Written problem → List, from the lines below, each one with "components" in it.
※
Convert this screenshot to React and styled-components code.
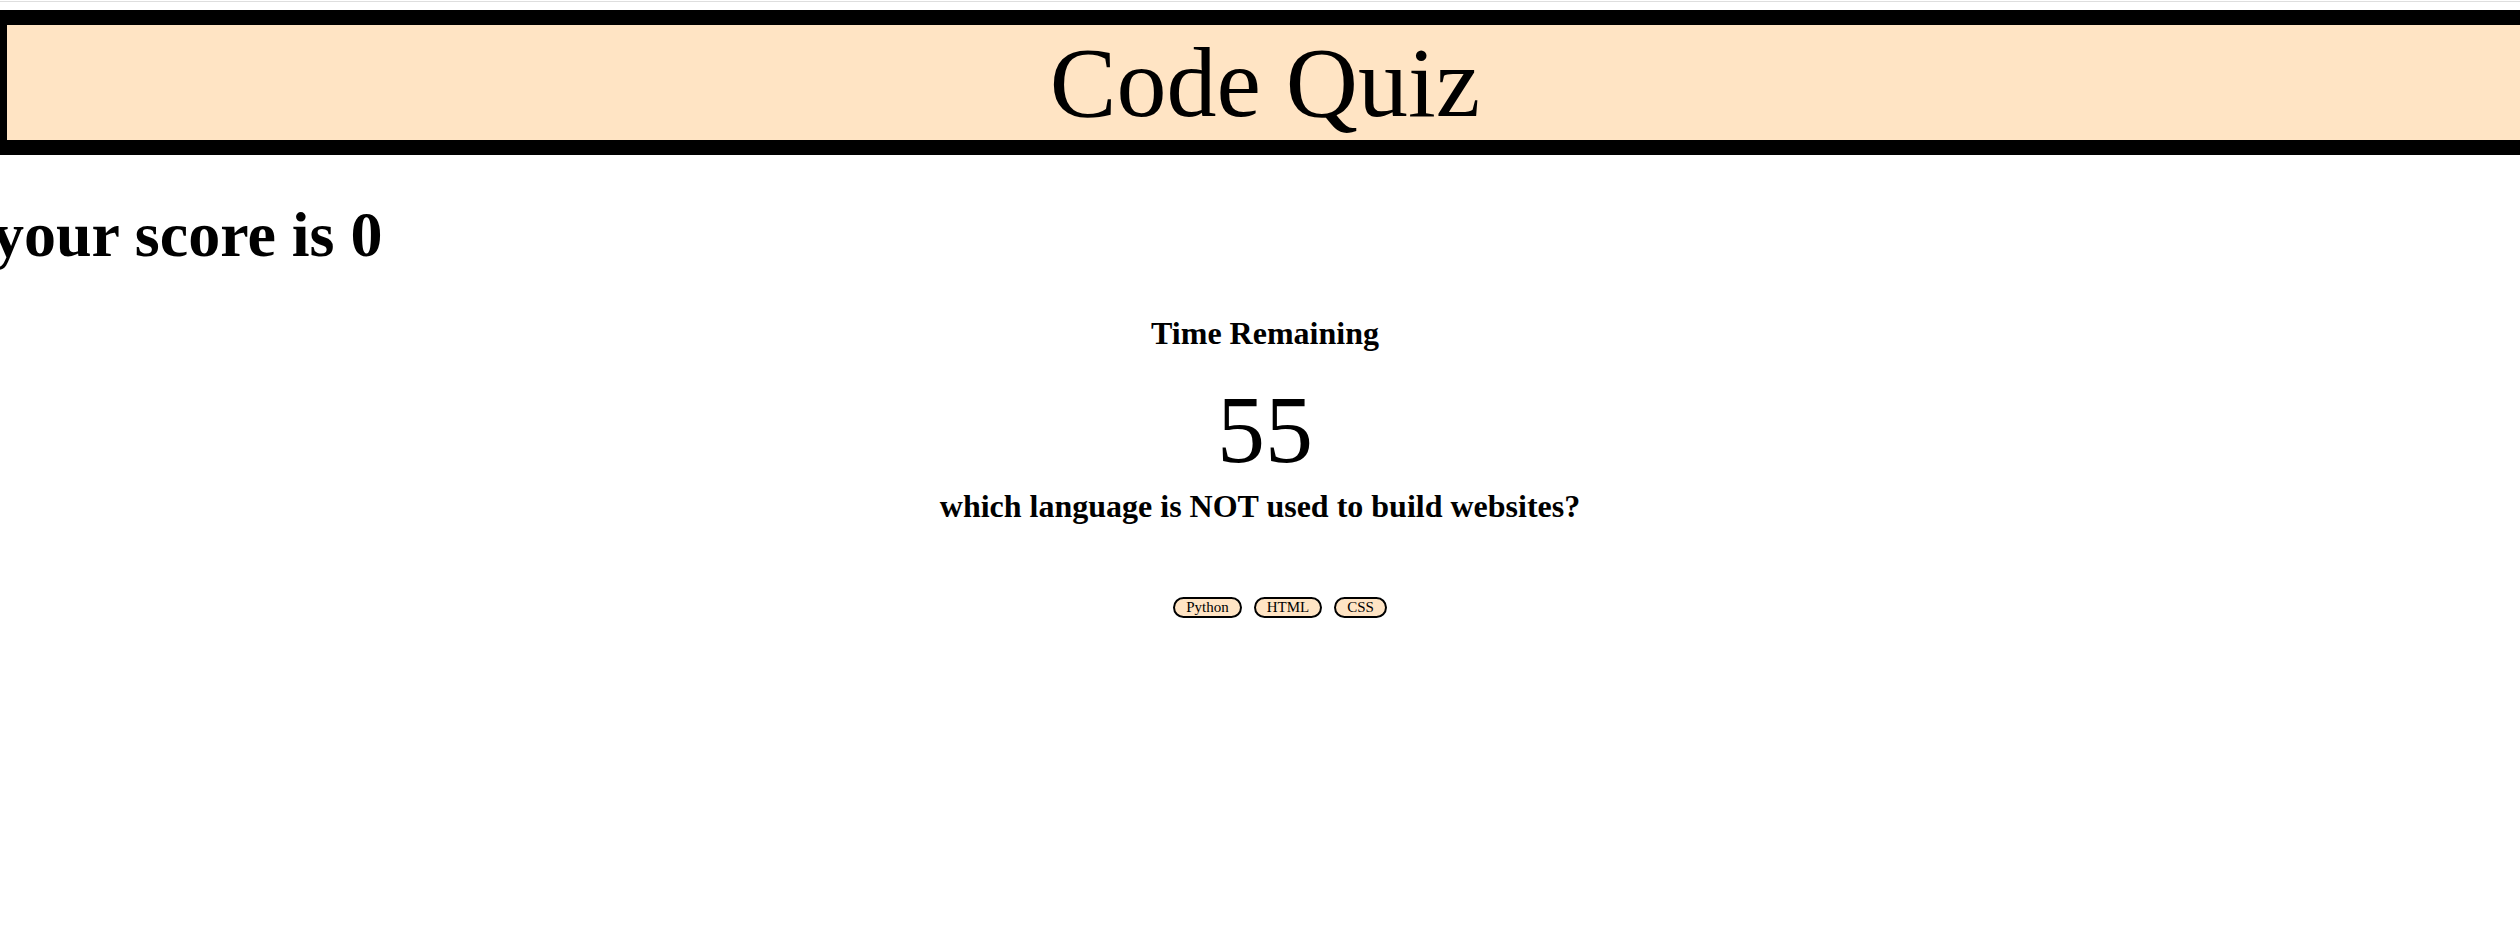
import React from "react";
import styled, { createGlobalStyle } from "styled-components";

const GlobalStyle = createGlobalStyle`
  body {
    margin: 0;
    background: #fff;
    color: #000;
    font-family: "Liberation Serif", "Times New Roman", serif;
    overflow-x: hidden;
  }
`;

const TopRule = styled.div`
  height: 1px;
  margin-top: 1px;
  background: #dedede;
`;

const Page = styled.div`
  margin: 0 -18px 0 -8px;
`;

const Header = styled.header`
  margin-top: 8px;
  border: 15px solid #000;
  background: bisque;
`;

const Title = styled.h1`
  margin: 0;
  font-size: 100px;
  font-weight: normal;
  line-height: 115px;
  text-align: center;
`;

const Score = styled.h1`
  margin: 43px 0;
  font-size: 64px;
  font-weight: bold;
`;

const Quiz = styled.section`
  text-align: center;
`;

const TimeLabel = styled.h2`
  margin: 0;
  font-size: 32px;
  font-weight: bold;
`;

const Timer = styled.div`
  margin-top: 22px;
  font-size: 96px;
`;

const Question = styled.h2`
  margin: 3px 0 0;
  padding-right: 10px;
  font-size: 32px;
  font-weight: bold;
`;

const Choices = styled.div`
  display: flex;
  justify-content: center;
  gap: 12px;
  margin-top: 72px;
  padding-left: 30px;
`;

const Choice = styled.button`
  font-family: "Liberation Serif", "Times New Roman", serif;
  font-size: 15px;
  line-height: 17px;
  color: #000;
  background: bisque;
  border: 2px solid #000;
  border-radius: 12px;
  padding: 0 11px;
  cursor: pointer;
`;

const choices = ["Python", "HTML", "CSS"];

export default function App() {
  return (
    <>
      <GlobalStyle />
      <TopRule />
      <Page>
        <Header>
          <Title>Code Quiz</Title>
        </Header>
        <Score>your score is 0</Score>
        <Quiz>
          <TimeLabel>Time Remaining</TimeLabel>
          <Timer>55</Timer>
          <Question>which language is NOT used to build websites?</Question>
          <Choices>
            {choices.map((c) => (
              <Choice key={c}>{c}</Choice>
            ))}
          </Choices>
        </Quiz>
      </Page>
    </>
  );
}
※
The reply →
Convert this screenshot to React and styled-components code.
import styled, { createGlobalStyle } from "styled-components";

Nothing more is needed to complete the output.